The Auto Channel
The Largest Independent Automotive Research Resource
The Largest Independent Automotive Research Resource
Official Website of the New Car Buyer

Saab To GM; No Mas


PHOTO

FRANKFURT, June 23, 2007; Reuters reported that Swedish carmaker Saab reduced its annual sales targets as the General Motors unit tries to reach break-even, the head of GM Europe said in an advance abstract of a report in Automotive News Europe on Saturday.

"There is a natural limit where you can earn," Carl-Peter Forster, president of General Motors Europe and chairman of Saab told Automotive News Europe. "Therefore, we have much reduced our volume ambitions, to 160,000 to 170,000."

Earlier targets set by Forster's predecessor Peter Augustsson, who left the company in March last year, aimed to sell 250,000 units per year, the magazine said.

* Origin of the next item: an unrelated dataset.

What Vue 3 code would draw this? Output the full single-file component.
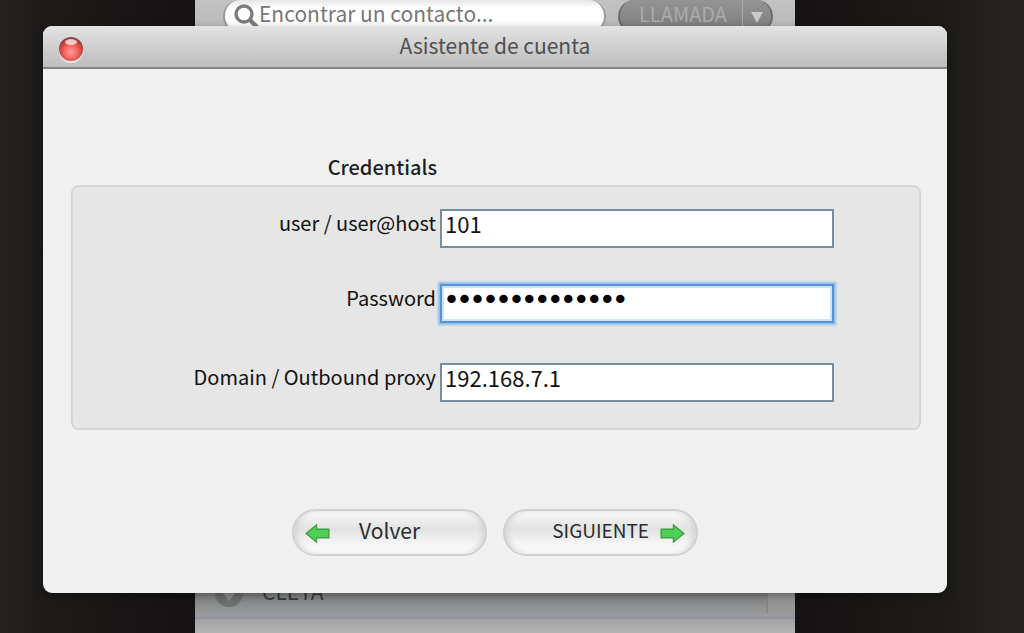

Saab sold 133,167 cars worldwide last year and was not profitable, Jan-Ake Jonsson, Saab's managing director, told Automotive News.

"There is still work to do to take out more cost," Jonsson said. "But we are not that far away from break-even."

Separately, sales of GM's Opel Corsa model were going better than expected, GM's Forster told German magazine Focus in an interview.

"We will sell 2007 in Europe more Corsas then planned, instead of 400,000 it will be more than 450,000," Forster told Focus.

Overall, Opel's order intake in Germany was "from January to May clearly worse than in the previous year, while in June it met last year's level", Forster said.